- Born: 10 June 1953 (age 73) Glossop, Derbyshire, England
- Known for: Painter and printmaker
- Website: eileencooper.co.uk

= Eileen Cooper =

British artist (born 1953)

Eileen Cooper (born 10 June 1953) is a British artist, known primarily as a painter and printmaker.

== Early life ==
Cooper was born in Glossop, Derbyshire and attended Ashton-under-Lyne College of Further Education. She went on to study at Goldsmiths College (1971-1974) and the Royal College of Art (1974-1977) gaining an MA in painting.

== Career ==
Between 1977 and 2000 she was visiting lectures at arts schools across the UK including Falmouth School of Art, Leicester College of Art & Design, St Martin’s School of Art, Camberwell College of Arts, and City & Guilds of London Art School. She lectured on Printmaking at the Royal College of Art between 1994 and 2006 and became Head of Printmaking at the Royal Academy Schools in 2005 until 2010.

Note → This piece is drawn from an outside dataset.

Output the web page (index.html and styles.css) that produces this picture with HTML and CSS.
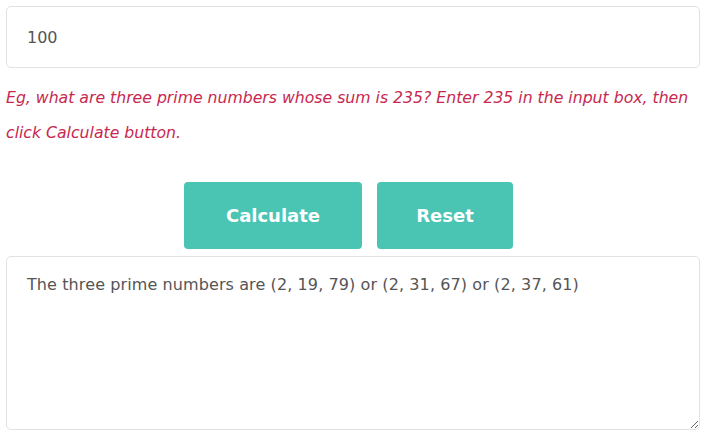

She was elected a Royal Academician in 2001. From 2010 to 2017, Cooper served as Keeper of the Royal Academy, one of only 4 officers selected from the 80 Royal Academicians, and with primary responsibility for the Royal Academy Schools, thereby becoming the first woman to be elected to this role in the Royal Academy's 250-year history.

In 2017, Cooper curated and co-ordinated the Royal Academy of Arts' 249th annual Summer Exhibition.

After ending her teaching role at the Royal Academy Schools in 2017 Cooper returned to drawing from life and portraiture in particular. Two of the works from this series (one of fellow Royal Academician Cathie Pilkington and the other a self-portrait) were acquired by the National Portrait Gallery.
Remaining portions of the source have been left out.